As believers, there is a constant calling on our lives to pursue others. Just as our God pursues us with lovingkindness, with patience, and with his presence, we are a peculiar people charged with pursuing others – with love, with friendship, with the gospel. A shepherd never looks to his sheep to simply follow and pursue him; he must continually go towards the sheep, offering them protection, nourishment, and safety. Though we may not all be called to be under-shepherds within the church, part of our calling as the people of God is to “go after” others – knowing that that could mean simply within our homes and our local communities, or it could mean being set apart to move into a foreign culture to pursue the lost. Regardless, we are surrounded by those who either need to hear the gospel message for the first time, or need to be reminded of the goodness extended to us in the work and life of our Savior, Jesus. We are called to lives of pursuit.

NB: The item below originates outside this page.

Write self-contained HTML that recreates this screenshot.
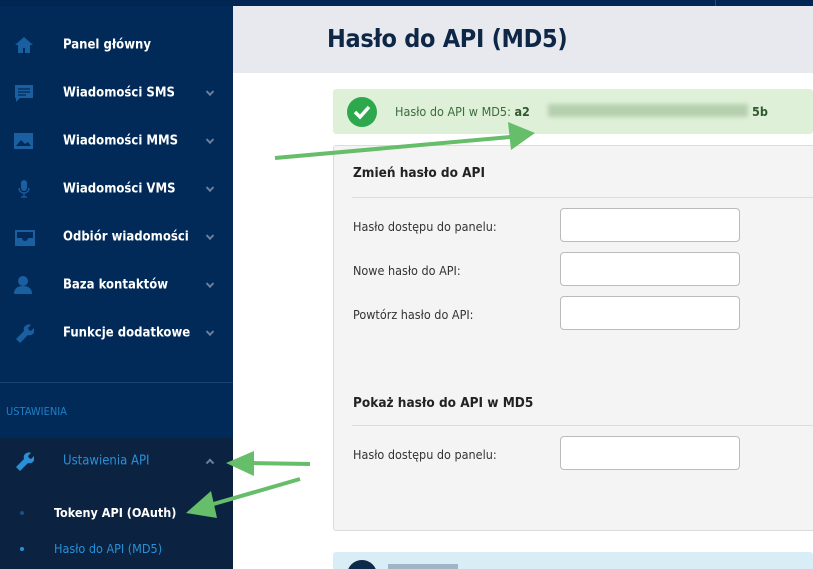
<!DOCTYPE html>
<html style="width:813px;height:569px;overflow:hidden"><head><meta charset="utf-8"><style>
*{margin:0;padding:0;box-sizing:border-box}
body{width:813px;height:569px;overflow:hidden;position:relative;background:#fff;font-family:"DejaVu Sans Condensed","Liberation Sans",sans-serif}
.top{position:absolute;left:0;top:0;width:813px;height:6px;background:#022653}
.side{position:absolute;left:0;top:0;width:233px;height:569px;background:#022a58}
.item{position:absolute;left:0;width:233px;height:48px;color:#fff;font-weight:bold;font-size:13px}
.item span{position:absolute;left:63px;top:50%;transform:translateY(-50%)}
.item .ic{position:absolute;left:14px;top:50%;transform:translateY(-50%);width:20px;height:20px}
.chev{position:absolute;left:207px;top:50%;width:6px;height:6px;border-right:2px solid #6b7f9c;border-bottom:2px solid #6b7f9c;transform:translateY(-70%) rotate(45deg)}
.dark{position:absolute;left:0;top:438px;width:233px;height:131px;background:#0b2341}
.hdr{position:absolute;left:233px;top:6px;width:580px;height:67px;background:#e8e9ee}
h1{position:absolute;left:327px;top:24px;font-size:25px;color:#0e2746;font-weight:bold;letter-spacing:-0.3px}
.ok{position:absolute;left:333px;top:89px;width:480px;height:45px;background:#dff0d8;border-radius:3px}
.panel{position:absolute;left:333px;top:145px;width:490px;height:386px;background:#f4f4f4;border:1px solid #dcdcdc;border-radius:3px}
.lbl{position:absolute;left:353px;font-size:12.5px;color:#333}
.inp{position:absolute;left:560px;width:180px;height:34px;background:#fff;border:1px solid #bbb;border-radius:4px}
.h3{position:absolute;left:353px;font-size:13.5px;font-weight:bold;color:#222}
.hr{position:absolute;left:352px;width:461px;height:1px;background:#ddd}
</style></head><body>
<div class="side"></div>
<div class="top"></div>
<div class="item" style="top:21px"><svg class="ic" viewBox="0 0 20 20"><path d="M10 2L1 10h3v8h5v-5h2v5h5v-8h3z" fill="#1a5fa0"/></svg><span>Panel główny</span></div>
<div class="item" style="top:69px"><svg class="ic" viewBox="0 0 20 20"><path d="M1 2h18v13H6l-4 4v-4H1z" fill="#1a5fa0"/><path d="M4 6h12M4 9h12M4 12h8" stroke="#022a58" stroke-width="1.3"/></svg><span>Wiadomości SMS</span><i class="chev"></i></div>
<div class="item" style="top:117px"><svg class="ic" viewBox="0 0 20 20"><rect x="0" y="2" width="19" height="16" fill="#1a5fa0"/><path d="M2 15l5-6 4 4 3-2 3 4z" fill="#022a58"/></svg><span>Wiadomości MMS</span><i class="chev"></i></div>
<div class="item" style="top:165px"><svg class="ic" viewBox="0 0 20 20"><rect x="7" y="1" width="6" height="11" rx="3" fill="#1a5fa0"/><path d="M5 9a5 5 0 0010 0M10 14v4M7 18h6" stroke="#1a5fa0" fill="none" stroke-width="1.3"/></svg><span>Wiadomości VMS</span><i class="chev"></i></div>
<div class="item" style="top:213px"><svg class="ic" viewBox="0 0 22 20" style="width:22px"><path d="M1 3h20v16H1z" fill="#1a5fa0"/><path d="M3 5h16v6h-5a3 3 0 01-6 0H3z" fill="#022a58"/></svg><span>Odbiór wiadomości</span><i class="chev"></i></div>
<div class="item" style="top:261px"><svg class="ic" viewBox="0 0 20 20"><circle cx="9" cy="6" r="5" fill="#1a5fa0"/><path d="M0 19c0-6 4-8 9-8s9 2 9 8z" fill="#1a5fa0"/></svg><span>Baza kontaktów</span><i class="chev"></i></div>
<div class="item" style="top:309px"><svg class="ic" viewBox="0 0 20 20"><path d="M2 16l8-8a5 5 0 017-6l-3 3 1 2 2 1 3-3a5 5 0 01-6 7l-8 8z" fill="#1a5fa0"/></svg><span>Funkcje dodatkowe</span><i class="chev"></i></div>
<div style="position:absolute;left:0;top:382px;width:233px;height:1px;background:#1b3f6e"></div>
<div style="position:absolute;left:6px;top:405px;font-size:11px;color:#1f7fc6">USTAWIENIA</div>
<div class="dark"></div>
<div class="item" style="top:437px;color:#2a8fd6;font-weight:normal"><svg class="ic" viewBox="0 0 20 20"><path d="M2 16l8-8a5 5 0 017-6l-3 3 1 2 2 1 3-3a5 5 0 01-6 7l-8 8z" fill="#2a8fd6"/></svg><span>Ustawienia API</span><i class="chev" style="transform:translateY(-20%) rotate(225deg)"></i></div>
<div style="position:absolute;left:20px;top:511px;width:4px;height:4px;border-radius:2px;background:#1b4f85"></div>
<div style="position:absolute;left:54px;top:505px;font-size:12.5px;color:#fff;font-weight:bold">Tokeny API (OAuth)</div>
<div style="position:absolute;left:20px;top:547px;width:4px;height:4px;border-radius:2px;background:#2a8fd6"></div>
<div style="position:absolute;left:54px;top:541px;font-size:12.5px;color:#2a8fd6">Hasło do API (MD5)</div>

<div class="hdr"></div>
<div style="position:absolute;left:715px;top:0;width:1px;height:6px;background:#2b4a75"></div>
<h1>Hasło do API (MD5)</h1>
<div class="ok"></div>
<svg style="position:absolute;left:347px;top:97px" width="30" height="30" viewBox="0 0 30 30"><circle cx="15" cy="15" r="15" fill="#2ea84d"/><path d="M8 15l5 5 9-10" stroke="#fff" stroke-width="3.5" fill="none"/></svg>
<div style="position:absolute;left:395px;top:104px;font-size:12.5px;color:#3c6b3c">Hasło do API w MD5: <b style="color:#2f5a2f">a2</b></div>
<div style="position:absolute;left:548px;top:104px;width:200px;height:13px;background:#b5d0ae;filter:blur(2px)"></div>
<div style="position:absolute;left:752px;top:104px;font-size:12.5px;color:#2f5a2f;font-weight:bold">5b</div>

<div class="panel"></div>
<div class="h3" style="top:165px">Zmień hasło do API</div>
<div class="hr" style="top:197px"></div>
<div class="lbl" style="top:219px">Hasło dostępu do panelu:</div>
<div class="lbl" style="top:263px">Nowe hasło do API:</div>
<div class="lbl" style="top:307px">Powtórz hasło do API:</div>
<div class="inp" style="top:208px"></div>
<div class="inp" style="top:252px"></div>
<div class="inp" style="top:296px"></div>
<div class="h3" style="top:395px">Pokaż hasło do API w MD5</div>
<div class="hr" style="top:425px"></div>
<div class="lbl" style="top:447px">Hasło dostępu do panelu:</div>
<div class="inp" style="top:436px"></div>

<div style="position:absolute;left:333px;top:552px;width:480px;height:17px;background:#d9edf7;border-radius:3px 3px 0 0;overflow:hidden">
<div style="position:absolute;left:14px;top:8px;width:30px;height:30px;border-radius:15px;background:#0e2a4a"></div>
<div style="position:absolute;left:55px;top:12px;width:70px;height:5px;background:#6a8094;opacity:.5"></div>
</div>

<svg style="position:absolute;left:0;top:0" width="813" height="569">
<g stroke="#66bd6a" stroke-width="4" fill="#66bd6a">
<line x1="275" y1="158" x2="510" y2="137"/><polygon points="535,133 508,122 511,150" stroke="none"/>
<line x1="310" y1="464" x2="250" y2="463"/><polygon points="226,463 254,451 254,476" stroke="none"/>
<line x1="300" y1="479" x2="210" y2="505"/><polygon points="186,513 211,491 217,518" stroke="none"/>
</g></svg>
</body></html>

Though pursuit can be tiring, and most certainly hard, at times – we are strengthened by the Holy Spirit to continually look more and more like Jesus – the one in whom the ultimate example of pursuing others is wrapped up. Leaving his heavenly throne, he came into the world and perfectly pursued his own, dying in their stead, and forevermore reigning as their King, their High Priest, their Great Shepherd.
The days may be full of repetitive drills, being barked at to get to just the right positioning on the field. But our days are blessed to be filled by following the pursuit angles that we have been given by our mighty God.